Mini PLCs have usually have 128 to 512 I/O points which are already a LOT for a control system.
For small control system that is only predicted to scale up a little bit, Mini PLCs are ideal to use instead of larger PLCs (above 512 I/O points).
Micro PLCs are the ones that have 15 to 128 I/O points. They are most commonly used in very small automation or control systems like amusement rides.
Why so? Because amusement rides require that the controls are near the ride itself so this eliminates the requirement that there should be a “Central PLC” for all the rides in the amusement park.
In addition, because each amusement ride can only add a couple of devices here and there for safety purposes, they would not require a high number of I/O points so the Micro PLC will already suffice.

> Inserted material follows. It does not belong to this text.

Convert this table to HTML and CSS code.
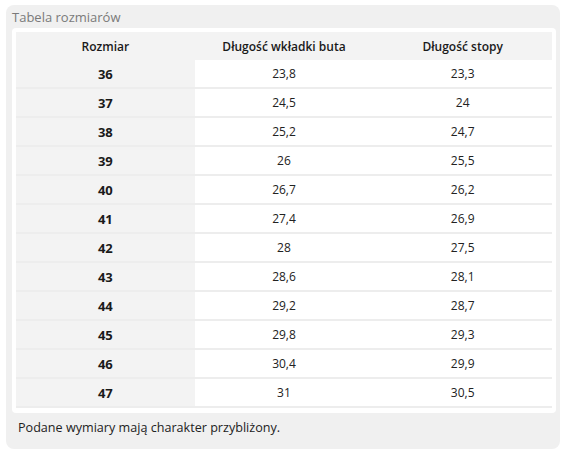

Pico PLCs have less than 15 I/O points.
Usually, they are seen in PLC trainer systems because they are very easy to use (and usually comes with a display panel) and they do not look intimidating to beginners who want to know the basics of PLC first.
The thing that is really desirable in Pico/Nano PLC devices is the simplicity and compactness as they are usually just the size of your hand.
The safety PLC is a special type of PLC that conforms to the IEC 61508 – Functional Safety of Electrical/Electronic/Programmable Electronic Safety-related Systems.
Basically, this type of PLC functions just like the normal logic controller except that it almost does not fail.
That sounds too good to be true because it is. No real-world scenario is ideal. Hence, Safety PLCs are equipped with “redundancies” such that if it DOES fail, it does so in a safe manner.
The only thing to keep in mind, though, is when you use safety PLCs, you must have experienced and educated maintenance personnel to examine these PLCs.
In addition, it is generally more expensive than the normal PLC because of the added safety circuitry.
Other than that, if those were not a problem, then it is more convenient in the long run to use safety PLCs instead of normal PLCs.
Different types on PLCs are available at the market and it is actually a vital information to learn before you actually connect an input or output device to a PLC or even put the PLC in your control system if you are the one responsible for the design. Some may connect an AC output to a transistor based PLC and that would already become a problem. If you have read up to this point, you now have a brief overview of the different types of PLCs that are cost-efficient in their specific application.